Aktorce ze spotów PiS grozi więzienie
Akt oskarżenia w sprawie znieważenia i naruszenia nietykalności funkcjonariusza przez Annę C.-K. jest już w sądzie. Kobieta usłyszała dwa zarzuty. Grozi jej do trzech lat więzienia. Przypomnijmy, Anna C.-K. to aktorka znana ze spotów PiS. O sprawie jako pierwsza poinformowała gazeta.pl
03.12.2009 | aktual.: 04.12.2009 10:25
- Potwierdzam, akt oskarżenia w tej sprawie został przekazany do sądu - powiedziała w rozmowie z "Newsweekiem" Katarzyna Dobrzyńska z Prokuratury Rejonowej Warszawa-Mokotów.
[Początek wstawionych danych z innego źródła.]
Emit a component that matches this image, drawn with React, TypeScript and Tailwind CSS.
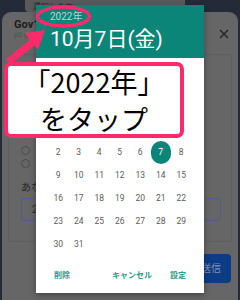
import React from 'react';

const jp = "font-['Roboto','Noto_Sans_CJK_JP',sans-serif]";

// October 2022 starts on a Saturday
const days: (number | null)[] = [null, null, null, null, null, null, ...Array.from({ length: 31 }, (_, i) => i + 1)];

function Background() {
  return (
    <div className="flex h-full flex-col">
      {/* top strip behind the sheet */}
      <div className="flex h-[12px] shrink-0">
        <div className="ml-[25px] flex w-[160px] items-center rounded-b-[4px] bg-[#5a5a5b] pl-[8px] text-[8px] leading-none text-[#232323]">
          選択します
        </div>
      </div>

      {/* bottom sheet, dimmed */}
      <div className="mx-[2px] flex flex-1 flex-col rounded-t-[9px] bg-[#666666]">
        <div className="flex items-start justify-between pl-[12px] pr-[8px] pt-[6px]">
          <div className="flex flex-col">
            <span className={`${jp} text-[11px] font-bold leading-[13px] text-[#1c1c1c]`}>Gov1</span>
            <span className={`${jp} text-[7px] leading-[9px] text-[#4e4e4e]`}>p2.gov1.jp</span>
          </div>
          <svg width="12" height="12" viewBox="0 0 12 12" className="mt-[10px]">
            <path d="M2 2L10 10M10 2L2 10" stroke="#222" strokeWidth="1.4" />
          </svg>
        </div>

        <div className="mx-[6px] mt-[14px] flex h-[188px] flex-col rounded-[4px] border border-[#5d5d5d] pl-[12px] pr-[10px] pt-[91px]">
          <div className="flex h-[9px] items-center">
            <span className="h-[9px] w-[9px] rounded-full border border-[#4a4a4a]" />
          </div>
          <div className="mt-[4px] flex h-[9px] items-center">
            <span className="h-[9px] w-[9px] rounded-full border border-[#4a4a4a]" />
          </div>
          <div className={`${jp} mt-[14px] text-[10px] leading-[12px] text-[#262626]`}>あなたの生年月日</div>
          <div className={`${jp} mt-[4px] flex h-[23px] items-center rounded-[3px] border-[1.5px] border-[#4c5f82] pl-[10px] text-[10px] text-[#2a2a2a]`}>
            2022/10/07
          </div>
        </div>

        <div className="mr-[7px] mt-[12px] flex h-[29px] w-[40px] items-center justify-center self-end rounded-[4px] bg-[#0b3c85]">
          <span className={`${jp} text-[10px] text-[#8492ad]`}>送信</span>
        </div>
      </div>
    </div>
  );
}

function DatePicker() {
  return (
    <div className="absolute left-[36px] top-[5px] flex h-[288px] w-[168px] flex-col bg-white shadow-[0_2px_6px_rgba(0,0,0,0.35)]">
      <div className="flex h-[53px] flex-col bg-[#0b8578] pl-[14px]">
        <span className={`${jp} mt-[6px] text-[10px] leading-[12px] text-white/70`}>2022年</span>
        <span className={`${jp} mt-[4px] text-[21px] leading-[25px] text-white`}>10月7日(金)</span>
      </div>

      {/* month title and weekday row sit under the callout; only the day grid shows */}
      <div className="flex flex-col pl-[12px] pt-[59.5px]">
        <div className="grid w-[143.5px] grid-cols-7">
          {days.map((d, i) => (
            <div key={i} className="flex h-[23px] items-center justify-center">
              {d === 7 ? (
                <span className="flex h-[23px] w-[23px] items-center justify-center rounded-full bg-[#0b8578] font-['Roboto'] text-[8.5px] text-white">
                  7
                </span>
              ) : d ? (
                <span className="font-['Roboto'] text-[8.5px] text-[#5c5c5c]">{d}</span>
              ) : null}
            </div>
          ))}
        </div>
      </div>

      <div className={`${jp} mt-auto flex h-[37px] items-center px-[18px] pt-[2px] text-[8px] font-bold text-[#2f9a8d]`}>
        <span>削除</span>
        <span className="ml-auto">キャンセル</span>
        <span className="ml-[18px]">設定</span>
      </div>
    </div>
  );
}

function Annotation() {
  return (
    <>
      <svg className="pointer-events-none absolute left-0 top-0" width="240" height="300" viewBox="0 0 240 300">
        <ellipse cx="63.5" cy="16.5" rx="26" ry="9.5" fill="none" stroke="#ff2a6a" strokeWidth="3.5" />
        <path d="M8 62L33 42" stroke="#ff2a6a" strokeWidth="7" />
        <path d="M45 30L25 33L38 50Z" fill="#ff2a6a" />
      </svg>
      <div className="absolute left-[4px] top-[62px] flex h-[76px] w-[180px] flex-col items-center justify-center rounded-[7px] border-[4px] border-[#ff2a6a] bg-white">
        <span className="font-['Noto_Sans_CJK_JP',sans-serif] text-[27px] leading-[37px] text-black">「2022年」</span>
        <span className="font-['Noto_Sans_CJK_JP',sans-serif] text-[27px] leading-[37px] text-black">をタップ</span>
      </div>
    </>
  );
}

export default function App() {
  return (
    <div className="relative h-[300px] w-[240px] overflow-hidden bg-[#242a38]">
      <Background />
      <DatePicker />
      <Annotation />
    </div>
  );
}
Chodzi o incydent do którego doszło na początku lipca tego roku. Podczas przechodzenia przez bramkę prowadzącą do budynku sądu strażnik musiał wezwać policjantów do C.-K., która nie chciała poddać się kontroli. Po przybyciu funkcjonariuszy okazało się, że od kobiety czuć alkohol.
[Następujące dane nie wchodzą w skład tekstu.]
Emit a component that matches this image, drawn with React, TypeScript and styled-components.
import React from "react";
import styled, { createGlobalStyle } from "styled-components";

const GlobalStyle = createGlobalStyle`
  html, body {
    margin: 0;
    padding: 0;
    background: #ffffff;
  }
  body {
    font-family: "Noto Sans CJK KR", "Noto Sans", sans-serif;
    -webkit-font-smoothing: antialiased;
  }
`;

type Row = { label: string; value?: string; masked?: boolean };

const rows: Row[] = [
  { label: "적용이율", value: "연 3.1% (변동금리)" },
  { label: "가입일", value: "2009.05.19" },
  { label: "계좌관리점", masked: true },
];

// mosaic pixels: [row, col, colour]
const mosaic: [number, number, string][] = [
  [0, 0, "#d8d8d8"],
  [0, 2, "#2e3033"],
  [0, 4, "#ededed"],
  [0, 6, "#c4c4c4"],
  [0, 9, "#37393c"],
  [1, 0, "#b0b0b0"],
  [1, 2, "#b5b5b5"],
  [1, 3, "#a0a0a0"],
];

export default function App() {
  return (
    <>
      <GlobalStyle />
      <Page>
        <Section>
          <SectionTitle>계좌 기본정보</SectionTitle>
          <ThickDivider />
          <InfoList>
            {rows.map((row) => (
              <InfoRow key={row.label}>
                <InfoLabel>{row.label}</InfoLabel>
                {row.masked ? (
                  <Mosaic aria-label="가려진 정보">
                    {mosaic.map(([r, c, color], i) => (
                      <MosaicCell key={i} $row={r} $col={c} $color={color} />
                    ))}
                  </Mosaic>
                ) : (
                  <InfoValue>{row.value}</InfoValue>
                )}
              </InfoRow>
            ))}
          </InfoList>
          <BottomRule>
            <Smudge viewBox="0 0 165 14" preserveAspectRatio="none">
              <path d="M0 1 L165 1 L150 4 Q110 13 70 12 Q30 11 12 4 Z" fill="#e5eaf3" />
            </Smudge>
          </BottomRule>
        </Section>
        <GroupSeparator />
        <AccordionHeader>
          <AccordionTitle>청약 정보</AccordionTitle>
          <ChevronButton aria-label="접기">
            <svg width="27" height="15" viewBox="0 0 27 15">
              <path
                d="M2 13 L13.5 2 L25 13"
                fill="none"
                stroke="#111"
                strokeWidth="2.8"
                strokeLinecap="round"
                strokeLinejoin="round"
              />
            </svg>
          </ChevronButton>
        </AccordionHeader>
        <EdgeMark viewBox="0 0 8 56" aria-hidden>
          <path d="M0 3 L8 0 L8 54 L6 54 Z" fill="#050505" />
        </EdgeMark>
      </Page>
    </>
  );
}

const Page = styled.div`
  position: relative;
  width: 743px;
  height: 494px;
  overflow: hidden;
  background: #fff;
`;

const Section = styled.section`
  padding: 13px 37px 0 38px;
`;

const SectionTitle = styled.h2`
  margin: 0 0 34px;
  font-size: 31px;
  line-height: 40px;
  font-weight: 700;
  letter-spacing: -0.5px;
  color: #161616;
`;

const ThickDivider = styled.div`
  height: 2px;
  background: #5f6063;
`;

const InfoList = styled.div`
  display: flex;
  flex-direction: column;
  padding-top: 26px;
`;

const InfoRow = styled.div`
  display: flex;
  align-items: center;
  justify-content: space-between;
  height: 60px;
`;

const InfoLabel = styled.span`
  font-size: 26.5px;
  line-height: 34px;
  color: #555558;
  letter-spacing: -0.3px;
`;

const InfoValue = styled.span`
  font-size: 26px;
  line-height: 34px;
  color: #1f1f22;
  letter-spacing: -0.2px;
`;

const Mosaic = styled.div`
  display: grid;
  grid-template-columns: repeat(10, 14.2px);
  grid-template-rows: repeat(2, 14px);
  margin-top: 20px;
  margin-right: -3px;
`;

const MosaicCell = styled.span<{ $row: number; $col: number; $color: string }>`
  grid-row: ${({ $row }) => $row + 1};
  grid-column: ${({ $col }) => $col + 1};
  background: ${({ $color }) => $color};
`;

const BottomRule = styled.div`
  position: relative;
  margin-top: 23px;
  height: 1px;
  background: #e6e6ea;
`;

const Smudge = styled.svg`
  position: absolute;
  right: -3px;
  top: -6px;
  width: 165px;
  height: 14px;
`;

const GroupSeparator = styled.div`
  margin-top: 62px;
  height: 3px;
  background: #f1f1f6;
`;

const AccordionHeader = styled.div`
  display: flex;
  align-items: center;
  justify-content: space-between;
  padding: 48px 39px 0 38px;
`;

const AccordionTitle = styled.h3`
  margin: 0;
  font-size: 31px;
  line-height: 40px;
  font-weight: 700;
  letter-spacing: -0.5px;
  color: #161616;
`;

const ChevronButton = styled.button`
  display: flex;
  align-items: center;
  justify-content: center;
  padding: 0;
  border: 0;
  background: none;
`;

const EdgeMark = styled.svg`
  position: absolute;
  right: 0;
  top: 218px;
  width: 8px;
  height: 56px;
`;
- Policjanci przekonali ją, by poddała się badaniu. Okazało się, że w jej organizmie było ok. 1,5 promila alkoholu - relacjonował nadkom. Marcin Szyndler z zespołu prasowego KSP.
Po sprawdzeniu trzeźwości aktorka stała się agresywna. Jeden z policjantów został obrzucony przez kobietę obraźliwymi słowami. Drugiego kilkakrotnie uderzyła długopisem i pomazała mu koszulę. Funkcjonariusze musieli użyć siły wobec pijanej kobiety.
Anna C.-K. stała się znana po tym, jak w czerwcu miała stać się ofiarą napaści. Kobieta najpierw opowiadała o tym w mediach, a dopiero po kilku dniach zdecydowała się złożyć doniesienie na policji. W jej obronie występował sam Jarosław Kaczyński, który mówił, że kobieta została pobita przez zwolenników PO i domagał się śledztwa w tej sprawie.